The Island That Gets Cut
Geography & Nature

The Island That Gets Cut

Dauphin Island is not a permanent thing. It's an argument the Gulf is having with the continent, and the Gulf is winning on points.

Hurricane Frederick hit in 1979. Category 3. It destroyed the causeway bridge and 140 homes. Residents had to be ferried back to their own island. People rebuilt.

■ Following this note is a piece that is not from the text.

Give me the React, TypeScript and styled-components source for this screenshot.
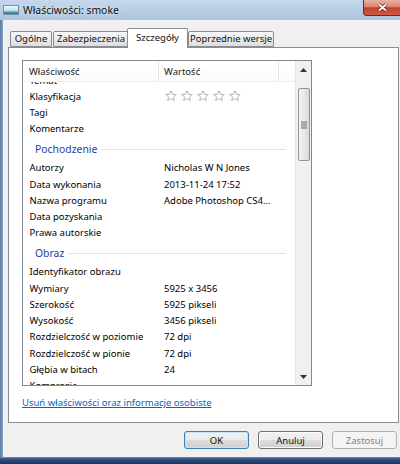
import React, { useLayoutEffect, useRef } from "react";
import styled, { createGlobalStyle } from "styled-components";

const GlobalStyle = createGlobalStyle`
  html, body {
    margin: 0;
    padding: 0;
  }
  body {
    width: 400px;
    height: 464px;
    overflow: hidden;
    font-family: "Noto Sans", "Segoe UI", sans-serif;
    font-size: 9.5px;
    color: #000;
  }
`;

const Window = styled.div`
  width: 400px;
  height: 464px;
  display: flex;
  flex-direction: column;
  background: #f0f0f0;
`;

const TitleBar = styled.div`
  height: 20px;
  display: flex;
  align-items: flex-start;
  background: linear-gradient(to bottom, #c6d8ec, #b5cbe4 60%, #adc4df);
`;

const TitleIcon = styled.svg`
  margin: 5px 0 0 3px;
  flex-shrink: 0;
`;

const TitleText = styled.div`
  margin-left: 4px;
  line-height: 20px;
  font-size: 10.4px;
  color: #111;
  text-shadow: 0 0 5px rgba(255, 255, 255, 0.9);
`;

const CloseButton = styled.div`
  margin-left: auto;
  width: 37px;
  height: 16px;
  box-sizing: border-box;
  border: 1px solid #6a2b22;
  border-top: none;
  border-right: none;
  border-radius: 0 0 0 4px;
  background: linear-gradient(
    to bottom,
    #eab1a5 0%,
    #dc8472 45%,
    #c3402c 52%,
    #cf5b43 100%
  );
  display: flex;
  align-items: center;
  justify-content: center;
`;

const Main = styled.div`
  flex: 1;
  display: flex;
`;

const LeftFrame = styled.div`
  width: 3px;
  background: linear-gradient(to right, #56799f, #86a5c8);
`;

const Client = styled.div`
  flex: 1;
  display: flex;
  flex-direction: column;
  padding: 9px 1px 8px 5px;
`;

const TabStrip = styled.div`
  height: 18px;
  display: flex;
  align-items: flex-end;
  padding-left: 2px;
`;

const Tab = styled.div<{ $w: number; $active?: boolean }>`
  position: relative;
  box-sizing: border-box;
  width: ${(p) => p.$w}px;
  height: ${(p) => (p.$active ? 20 : 16)}px;
  margin: ${(p) => (p.$active ? "0 -1px -1px -2px" : "0 0 0 1px")};
  z-index: ${(p) => (p.$active ? 2 : 1)};
  border: 1px solid #898c95;
  border-bottom: ${(p) => (p.$active ? "none" : "1px solid #898c95")};
  border-radius: 2px 2px 0 0;
  background: ${(p) =>
    p.$active
      ? "#fff"
      : "linear-gradient(to bottom, #f7f7f7, #ebebeb 50%, #dedede)"};
  display: flex;
  align-items: ${(p) => (p.$active ? "flex-start" : "center")};
  padding-top: ${(p) => (p.$active ? 3 : 0)}px;
  justify-content: center;
  white-space: nowrap;
  line-height: 12px;
  color: #111;
  &:first-child {
    margin-left: 0;
  }
`;

const Panel = styled.div`
  height: 376px;
  box-sizing: border-box;
  border: 1px solid #898c95;
  background: #fff;
  padding: 12px 0 0 13px;
  display: flex;
  flex-direction: column;
  align-items: flex-start;
`;

const ListView = styled.div`
  width: 290px;
  height: 326px;
  box-sizing: border-box;
  border: 1px solid #828790;
  display: flex;
`;

const ListMain = styled.div`
  flex: 1;
  display: flex;
  flex-direction: column;
  min-width: 0;
`;

const HeaderRow = styled.div`
  height: 21px;
  box-sizing: border-box;
  display: flex;
  border-bottom: 1px solid #eef0f2;
  background: linear-gradient(to bottom, #ffffff, #fbfbfb);
`;

const HeaderCell = styled.div<{ $w?: number; $pad?: number }>`
  ${(p) => (p.$w ? `width: ${p.$w}px;` : "flex: 1;")}
  box-sizing: border-box;
  border-right: ${(p) => (p.$w ? "1px solid #e3e5e8" : "none")};
  display: flex;
  align-items: center;
  padding: 1px 0 0 ${(p) => p.$pad ?? 5}px;
  color: #222;
`;

const ListBody = styled.div`
  flex: 1;
  overflow: hidden;
`;

const Row = styled.div`
  height: 16.25px;
  display: flex;
  align-items: center;
  white-space: nowrap;
`;

const Label = styled.div`
  width: 136px;
  box-sizing: border-box;
  padding-left: 6.5px;
  flex-shrink: 0;
`;

const Value = styled.div`
  padding-left: 5px;
  display: flex;
  align-items: center;
`;

const GroupRow = styled.div`
  height: 22.8px;
  box-sizing: border-box;
  padding: 1.6px 9px 0 12px;
  display: flex;
  align-items: center;
  color: #1e3f9b;
  font-size: 10.4px;
`;

const GroupLine = styled.div`
  flex: 1;
  height: 1px;
  margin-left: 4px;
  background: #e0e3e8;
`;

const Stars = styled.div`
  display: flex;
  gap: 4px;
  margin-left: 1px;
`;

const ScrollBar = styled.div`
  width: 16px;
  box-sizing: border-box;
  border-left: 1px solid #e6e6e6;
  background: #f0f0f0;
  display: flex;
  flex-direction: column;
  align-items: center;
`;

const ArrowBox = styled.div`
  height: 17px;
  width: 100%;
  display: flex;
  align-items: center;
  justify-content: center;
`;

const Thumb = styled.div`
  margin-top: 10px;
  width: 12px;
  height: 73px;
  box-sizing: border-box;
  border: 1px solid #959595;
  border-radius: 2px;
  background: linear-gradient(to right, #f3f3f3, #e8e8e8 50%, #d8d8d8);
  display: flex;
  align-items: center;
  justify-content: center;
`;

const Track = styled.div`
  flex: 1;
`;

const Link = styled.a`
  margin-top: 10px;
  color: #0066cc;
  text-decoration: underline;
  line-height: 13px;
  cursor: pointer;
`;

const ButtonRow = styled.div`
  margin-top: 8px;
  height: 18px;
  display: flex;
  justify-content: flex-end;
  gap: 9px;
  padding-right: 2px;
`;

const Button = styled.div<{ $variant?: "default" | "disabled" }>`
  width: 65px;
  height: 18px;
  box-sizing: border-box;
  border-radius: 3px;
  display: flex;
  align-items: center;
  justify-content: center;
  border: 1px solid
    ${(p) =>
      p.$variant === "default"
        ? "#3c7fb1"
        : p.$variant === "disabled"
        ? "#adb2b5"
        : "#707070"};
  background: ${(p) =>
    p.$variant === "disabled"
      ? "#f4f4f4"
      : "linear-gradient(to bottom, #f2f2f2, #ebebeb 50%, #dddddd 51%, #cfcfcf)"};
  box-shadow: ${(p) =>
    p.$variant === "default"
      ? "inset 0 0 0 1px #c4e5f6"
      : p.$variant === "disabled"
      ? "none"
      : "inset 0 0 0 1px #fcfcfc"};
  color: ${(p) => (p.$variant === "disabled" ? "#838383" : "#111")};
`;

const BottomFrame = styled.div`
  height: 7px;
  background: linear-gradient(to bottom, #6f92bf 0, #2f5081 2px, #1c3662);
`;

const Star = () => (
  <svg width="12" height="12" viewBox="0 0 12 12">
    <path
      d="M6 0.8 L7.5 4.2 L11.2 4.5 L8.4 6.9 L9.3 10.6 L6 8.6 L2.7 10.6 L3.6 6.9 L0.8 4.5 L4.5 4.2 Z"
      fill="#fff"
      stroke="#a9a9a9"
      strokeWidth="0.9"
      strokeLinejoin="round"
    />
  </svg>
);

type Item =
  | { kind: "group"; title: string }
  | { kind: "row"; label: string; value?: string; stars?: boolean };

// the list is scrolled: "Temat" peeks under the header, "Kompresja" is cut at the bottom
const items: Item[] = [
  { kind: "row", label: "Temat" },
  { kind: "row", label: "Klasyfikacja", stars: true },
  { kind: "row", label: "Tagi" },
  { kind: "row", label: "Komentarze" },
  { kind: "group", title: "Pochodzenie" },
  { kind: "row", label: "Autorzy", value: "Nicholas W N Jones" },
  { kind: "row", label: "Data wykonania", value: "2013-11-24 17:52" },
  { kind: "row", label: "Nazwa programu", value: "Adobe Photoshop CS4..." },
  { kind: "row", label: "Data pozyskania" },
  { kind: "row", label: "Prawa autorskie" },
  { kind: "group", title: "Obraz" },
  { kind: "row", label: "Identyfikator obrazu" },
  { kind: "row", label: "Wymiary", value: "5925 x 3456" },
  { kind: "row", label: "Szerokość", value: "5925 pikseli" },
  { kind: "row", label: "Wysokość", value: "3456 pikseli" },
  { kind: "row", label: "Rozdzielczość w poziomie", value: "72 dpi" },
  { kind: "row", label: "Rozdzielczość w pionie", value: "72 dpi" },
  { kind: "row", label: "Głębia w bitach", value: "24" },
  { kind: "row", label: "Kompresja" },
];

const tabs = [
  { name: "Ogólne", w: 42 },
  { name: "Zabezpieczenia", w: 76 },
  { name: "Szczegóły", w: 61, active: true },
  { name: "Poprzednie wersje", w: 86 },
];

export default function App() {
  const bodyRef = useRef<HTMLDivElement>(null);

  useLayoutEffect(() => {
    if (bodyRef.current) bodyRef.current.scrollTop = 10;
  }, []);

  return (
    <>
      <GlobalStyle />
      <Window>
        <TitleBar>
          <TitleIcon width="16" height="10" viewBox="0 0 16 10">
            <defs>
              <linearGradient id="sky" x1="0" y1="0" x2="0" y2="1">
                <stop offset="0" stopColor="#f4fafd" />
                <stop offset="0.55" stopColor="#bfe3ee" />
                <stop offset="0.75" stopColor="#3f9fae" />
                <stop offset="1" stopColor="#2d6f80" />
              </linearGradient>
            </defs>
            <rect x="0.5" y="0.5" width="15" height="9" fill="url(#sky)" stroke="#7d8ea0" />
          </TitleIcon>
          <TitleText>Właściwości: smoke</TitleText>
          <CloseButton>
            <svg width="11" height="9" viewBox="0 0 11 9">
              <path d="M2 1.5 L9 7.5 M9 1.5 L2 7.5" stroke="#5a1e16" strokeWidth="3.2" />
              <path d="M2 1.5 L9 7.5 M9 1.5 L2 7.5" stroke="#fff" strokeWidth="1.8" />
            </svg>
          </CloseButton>
        </TitleBar>
        <Main>
          <LeftFrame />
          <Client>
            <TabStrip>
              {tabs.map((t) => (
                <Tab key={t.name} $w={t.w} $active={t.active}>
                  {t.name}
                </Tab>
              ))}
            </TabStrip>
            <Panel>
              <ListView>
                <ListMain>
                  <HeaderRow>
                    <HeaderCell $w={136} $pad={6}>
                      Właściwość
                    </HeaderCell>
                    <HeaderCell $w={120}>Wartość</HeaderCell>
                    <HeaderCell />
                  </HeaderRow>
                  <ListBody ref={bodyRef}>
                    {items.map((it, i) =>
                      it.kind === "group" ? (
                        <GroupRow key={i}>
                          {it.title}
                          <GroupLine />
                        </GroupRow>
                      ) : (
                        <Row key={i}>
                          <Label>{it.label}</Label>
                          <Value>
                            {it.stars ? (
                              <Stars>
                                {[0, 1, 2, 3, 4].map((s) => (
                                  <Star key={s} />
                                ))}
                              </Stars>
                            ) : (
                              it.value
                            )}
                          </Value>
                        </Row>
                      )
                    )}
                  </ListBody>
                </ListMain>
                <ScrollBar>
                  <ArrowBox>
                    <svg width="7" height="4" viewBox="0 0 7 4">
                      <path d="M3.5 0 L7 4 L0 4 Z" fill="#333" />
                    </svg>
                  </ArrowBox>
                  <Thumb>
                    <svg width="6" height="8" viewBox="0 0 6 8">
                      {[0.5, 2.5, 4.5, 6.5].map((y) => (
                        <rect key={y} x="0" y={y} width="6" height="1" fill="#6f6f6f" />
                      ))}
                    </svg>
                  </Thumb>
                  <Track />
                  <ArrowBox>
                    <svg width="7" height="4" viewBox="0 0 7 4">
                      <path d="M0 0 L7 0 L3.5 4 Z" fill="#333" />
                    </svg>
                  </ArrowBox>
                </ScrollBar>
              </ListView>
              <Link>Usuń właściwości oraz informacje osobiste</Link>
            </Panel>
            <ButtonRow>
              <Button $variant="default">OK</Button>
              <Button>Anuluj</Button>
              <Button $variant="disabled">Zastosuj</Button>
            </ButtonRow>
          </Client>
        </Main>
        <BottomFrame />
      </Window>
    </>
  );
}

In 2004, Hurricane Ivan cut a documented 1.35-kilometer breach through the island's west end. A year later, Katrina — which made landfall far to the west — sent its surge east across the Gulf. The storm's eye never crossed Dauphin Island. It didn't need to. The surge destroyed 450 of roughly 500 homes on the west end, a 90 percent destruction rate, and opened a 1.5-mile gap where neighborhood streets had been. Some of the land under those houses washed into the Gulf permanently. Yale Environment 360 called it the unluckiest island in America.

The island today is measurably smaller and differently shaped than it was before 2004. It is also migrating — northward, slowly, as barrier islands do, building on the bay side while the Gulf eats the south shore. Hurricane Sally came through in 2020 and cut off 500 homes.

People rebuilt again. They always do here. What that says about the island, you can decide.